Instructions to follow:
Retype exactly what runs from the first line of the data to the line with "import React from", keeping both of those lines and skipping pictures.

• • • •

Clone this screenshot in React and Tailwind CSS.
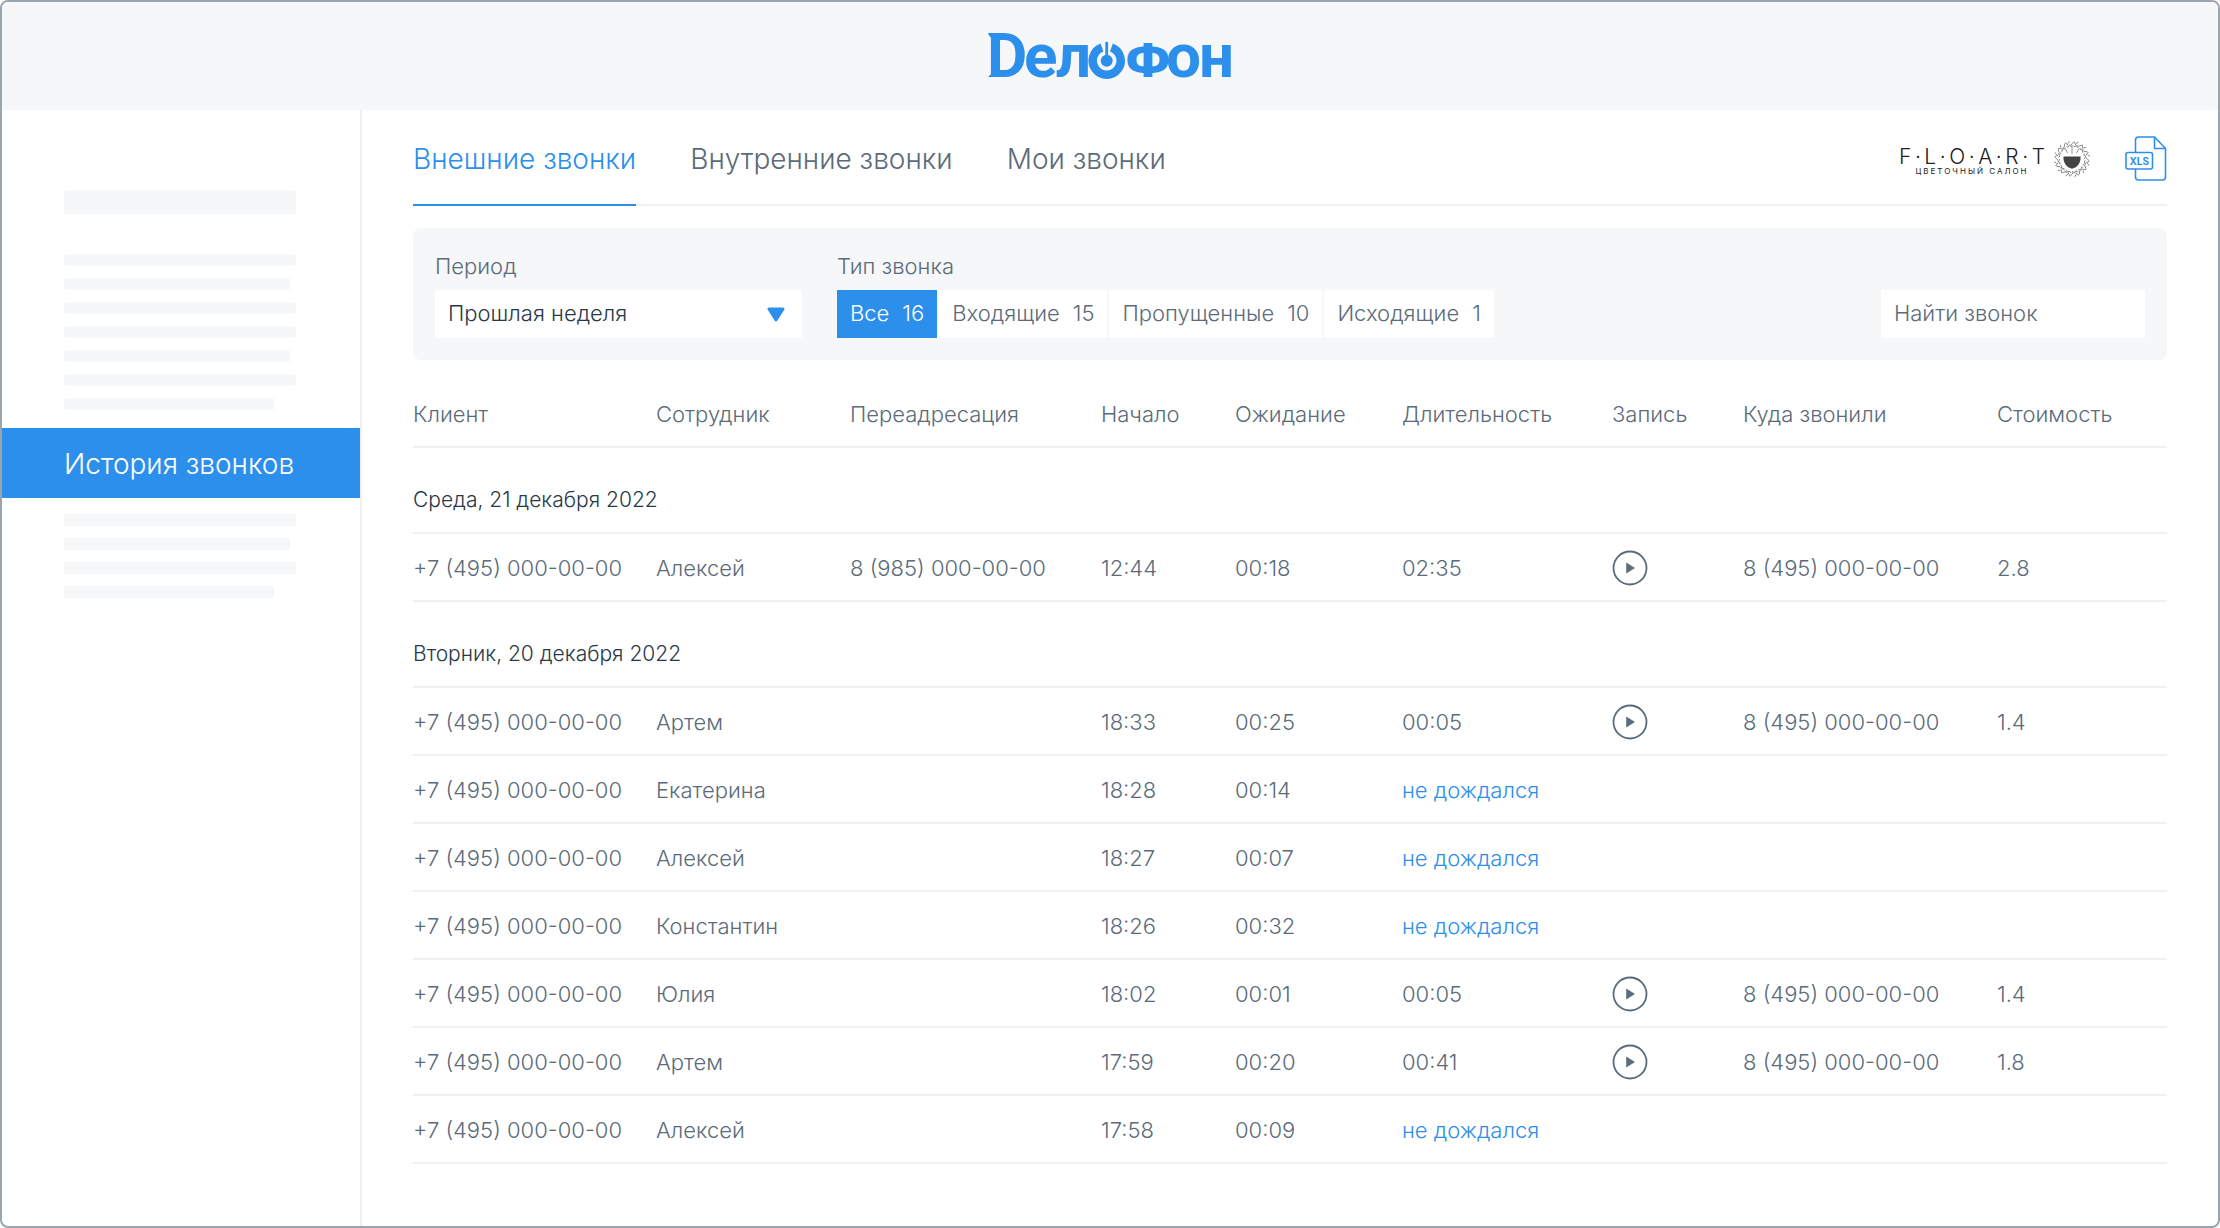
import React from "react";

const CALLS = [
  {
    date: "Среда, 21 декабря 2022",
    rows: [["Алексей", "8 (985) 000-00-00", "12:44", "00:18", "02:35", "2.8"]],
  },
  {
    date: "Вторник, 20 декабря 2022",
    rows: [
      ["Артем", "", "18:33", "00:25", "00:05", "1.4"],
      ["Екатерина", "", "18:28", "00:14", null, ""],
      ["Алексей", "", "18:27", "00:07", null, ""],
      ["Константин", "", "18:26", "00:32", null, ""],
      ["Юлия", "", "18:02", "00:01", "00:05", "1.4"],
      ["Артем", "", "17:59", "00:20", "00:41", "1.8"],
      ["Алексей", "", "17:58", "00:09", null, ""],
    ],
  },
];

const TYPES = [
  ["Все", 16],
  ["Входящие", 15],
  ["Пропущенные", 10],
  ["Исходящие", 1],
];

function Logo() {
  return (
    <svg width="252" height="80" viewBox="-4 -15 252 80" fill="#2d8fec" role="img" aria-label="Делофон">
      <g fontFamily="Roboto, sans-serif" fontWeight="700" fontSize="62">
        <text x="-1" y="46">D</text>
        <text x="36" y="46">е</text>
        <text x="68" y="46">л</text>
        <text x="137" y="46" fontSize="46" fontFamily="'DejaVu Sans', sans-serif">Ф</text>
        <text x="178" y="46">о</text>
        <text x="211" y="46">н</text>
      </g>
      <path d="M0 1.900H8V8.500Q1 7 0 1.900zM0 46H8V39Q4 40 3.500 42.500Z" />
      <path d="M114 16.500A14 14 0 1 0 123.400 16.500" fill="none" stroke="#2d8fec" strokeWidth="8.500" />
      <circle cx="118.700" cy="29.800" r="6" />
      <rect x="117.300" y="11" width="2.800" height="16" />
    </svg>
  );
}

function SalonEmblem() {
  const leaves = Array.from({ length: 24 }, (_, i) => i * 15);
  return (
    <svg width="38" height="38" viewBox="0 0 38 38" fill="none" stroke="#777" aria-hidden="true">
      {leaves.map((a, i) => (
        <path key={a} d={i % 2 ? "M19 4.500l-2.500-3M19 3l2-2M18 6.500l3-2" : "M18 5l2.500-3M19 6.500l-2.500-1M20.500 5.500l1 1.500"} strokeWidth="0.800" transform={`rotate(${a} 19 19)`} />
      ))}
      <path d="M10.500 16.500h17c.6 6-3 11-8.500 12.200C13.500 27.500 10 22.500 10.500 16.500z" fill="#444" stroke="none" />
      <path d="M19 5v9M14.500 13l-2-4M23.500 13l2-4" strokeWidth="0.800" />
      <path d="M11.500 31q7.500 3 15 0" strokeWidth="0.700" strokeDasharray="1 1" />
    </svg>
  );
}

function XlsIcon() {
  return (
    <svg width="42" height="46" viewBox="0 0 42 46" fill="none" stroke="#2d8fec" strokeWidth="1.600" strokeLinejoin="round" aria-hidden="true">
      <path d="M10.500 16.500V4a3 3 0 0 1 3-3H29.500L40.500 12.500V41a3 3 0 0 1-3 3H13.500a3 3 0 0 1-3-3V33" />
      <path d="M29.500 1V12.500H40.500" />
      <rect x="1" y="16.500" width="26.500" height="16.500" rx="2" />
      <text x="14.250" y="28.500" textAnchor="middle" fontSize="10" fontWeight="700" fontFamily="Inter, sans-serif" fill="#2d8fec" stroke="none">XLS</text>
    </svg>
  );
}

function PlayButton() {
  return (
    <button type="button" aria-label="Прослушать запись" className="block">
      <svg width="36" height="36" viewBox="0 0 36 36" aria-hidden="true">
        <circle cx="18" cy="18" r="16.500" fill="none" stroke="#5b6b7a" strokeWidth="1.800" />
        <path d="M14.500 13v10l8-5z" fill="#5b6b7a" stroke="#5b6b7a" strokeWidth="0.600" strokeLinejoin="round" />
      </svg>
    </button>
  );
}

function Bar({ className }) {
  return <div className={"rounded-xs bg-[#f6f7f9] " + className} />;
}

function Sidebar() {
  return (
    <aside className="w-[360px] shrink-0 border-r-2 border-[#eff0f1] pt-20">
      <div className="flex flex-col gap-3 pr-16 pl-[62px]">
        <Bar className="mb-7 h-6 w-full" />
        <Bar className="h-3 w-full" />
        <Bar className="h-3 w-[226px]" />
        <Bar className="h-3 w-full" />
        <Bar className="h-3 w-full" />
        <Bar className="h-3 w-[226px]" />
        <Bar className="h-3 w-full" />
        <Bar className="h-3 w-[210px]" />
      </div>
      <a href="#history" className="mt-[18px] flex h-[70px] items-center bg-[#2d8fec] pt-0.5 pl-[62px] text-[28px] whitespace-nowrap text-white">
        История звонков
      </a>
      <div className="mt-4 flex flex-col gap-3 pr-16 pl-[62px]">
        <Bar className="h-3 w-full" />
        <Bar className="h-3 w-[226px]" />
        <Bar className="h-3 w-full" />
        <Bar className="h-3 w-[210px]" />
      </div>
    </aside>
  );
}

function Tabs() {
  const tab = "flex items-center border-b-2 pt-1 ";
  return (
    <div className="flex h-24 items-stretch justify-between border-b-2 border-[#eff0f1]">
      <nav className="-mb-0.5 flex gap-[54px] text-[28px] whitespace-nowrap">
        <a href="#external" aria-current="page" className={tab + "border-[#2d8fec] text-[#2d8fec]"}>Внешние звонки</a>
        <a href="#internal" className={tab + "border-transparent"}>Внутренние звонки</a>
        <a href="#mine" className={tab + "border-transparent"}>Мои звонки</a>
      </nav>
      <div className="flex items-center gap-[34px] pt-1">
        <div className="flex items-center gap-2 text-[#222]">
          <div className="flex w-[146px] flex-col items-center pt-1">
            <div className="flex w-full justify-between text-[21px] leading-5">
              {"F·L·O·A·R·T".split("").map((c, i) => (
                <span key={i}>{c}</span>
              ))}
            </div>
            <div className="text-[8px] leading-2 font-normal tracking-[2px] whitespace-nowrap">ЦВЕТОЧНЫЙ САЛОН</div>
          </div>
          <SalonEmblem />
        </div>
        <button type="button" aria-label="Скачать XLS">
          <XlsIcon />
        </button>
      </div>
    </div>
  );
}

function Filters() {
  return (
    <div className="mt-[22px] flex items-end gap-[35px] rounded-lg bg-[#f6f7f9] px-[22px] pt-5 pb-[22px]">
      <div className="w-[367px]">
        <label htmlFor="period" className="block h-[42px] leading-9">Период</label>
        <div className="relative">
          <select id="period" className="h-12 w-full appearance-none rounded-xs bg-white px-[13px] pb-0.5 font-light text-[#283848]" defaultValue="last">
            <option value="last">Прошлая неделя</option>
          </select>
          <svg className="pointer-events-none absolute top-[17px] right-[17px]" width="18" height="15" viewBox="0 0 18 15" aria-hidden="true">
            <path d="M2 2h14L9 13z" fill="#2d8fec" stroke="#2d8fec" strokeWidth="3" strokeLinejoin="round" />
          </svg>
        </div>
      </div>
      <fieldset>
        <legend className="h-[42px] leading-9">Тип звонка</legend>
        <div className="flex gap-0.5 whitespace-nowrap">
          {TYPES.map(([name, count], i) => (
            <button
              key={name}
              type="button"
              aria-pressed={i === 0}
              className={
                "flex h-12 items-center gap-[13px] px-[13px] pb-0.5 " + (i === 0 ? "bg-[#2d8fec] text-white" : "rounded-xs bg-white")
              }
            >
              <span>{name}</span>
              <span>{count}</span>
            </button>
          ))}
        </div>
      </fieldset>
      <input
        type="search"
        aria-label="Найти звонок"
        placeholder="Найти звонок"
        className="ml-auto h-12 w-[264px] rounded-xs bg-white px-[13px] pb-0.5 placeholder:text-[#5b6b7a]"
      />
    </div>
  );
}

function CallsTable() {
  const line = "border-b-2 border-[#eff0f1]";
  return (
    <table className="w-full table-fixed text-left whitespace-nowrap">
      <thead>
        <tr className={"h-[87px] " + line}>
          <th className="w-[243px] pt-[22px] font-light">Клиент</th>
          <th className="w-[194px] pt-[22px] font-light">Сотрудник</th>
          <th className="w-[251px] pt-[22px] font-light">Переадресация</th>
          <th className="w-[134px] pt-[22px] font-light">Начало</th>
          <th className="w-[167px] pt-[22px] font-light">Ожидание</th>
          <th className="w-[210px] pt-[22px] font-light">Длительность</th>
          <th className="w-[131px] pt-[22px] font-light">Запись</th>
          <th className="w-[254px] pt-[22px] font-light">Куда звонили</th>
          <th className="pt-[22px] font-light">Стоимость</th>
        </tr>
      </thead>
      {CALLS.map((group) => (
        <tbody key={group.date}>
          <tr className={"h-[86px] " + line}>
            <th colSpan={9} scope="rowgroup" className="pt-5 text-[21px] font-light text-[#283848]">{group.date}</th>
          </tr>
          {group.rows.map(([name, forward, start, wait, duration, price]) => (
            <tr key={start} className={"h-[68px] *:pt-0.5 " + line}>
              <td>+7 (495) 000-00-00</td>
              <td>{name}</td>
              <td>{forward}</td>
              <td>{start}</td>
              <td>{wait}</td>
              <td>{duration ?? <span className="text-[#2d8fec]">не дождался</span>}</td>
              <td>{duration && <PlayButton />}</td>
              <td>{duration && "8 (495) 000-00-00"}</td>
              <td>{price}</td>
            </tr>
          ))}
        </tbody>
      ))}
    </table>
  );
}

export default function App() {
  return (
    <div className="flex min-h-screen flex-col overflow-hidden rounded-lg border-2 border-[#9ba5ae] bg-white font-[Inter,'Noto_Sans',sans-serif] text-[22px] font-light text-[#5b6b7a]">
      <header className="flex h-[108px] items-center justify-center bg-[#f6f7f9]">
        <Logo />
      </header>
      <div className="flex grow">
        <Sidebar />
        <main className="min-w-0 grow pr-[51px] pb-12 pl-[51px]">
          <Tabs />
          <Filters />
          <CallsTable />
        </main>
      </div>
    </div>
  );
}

• • • •

The solution:
Clone this screenshot in React and Tailwind CSS.
import React from "react";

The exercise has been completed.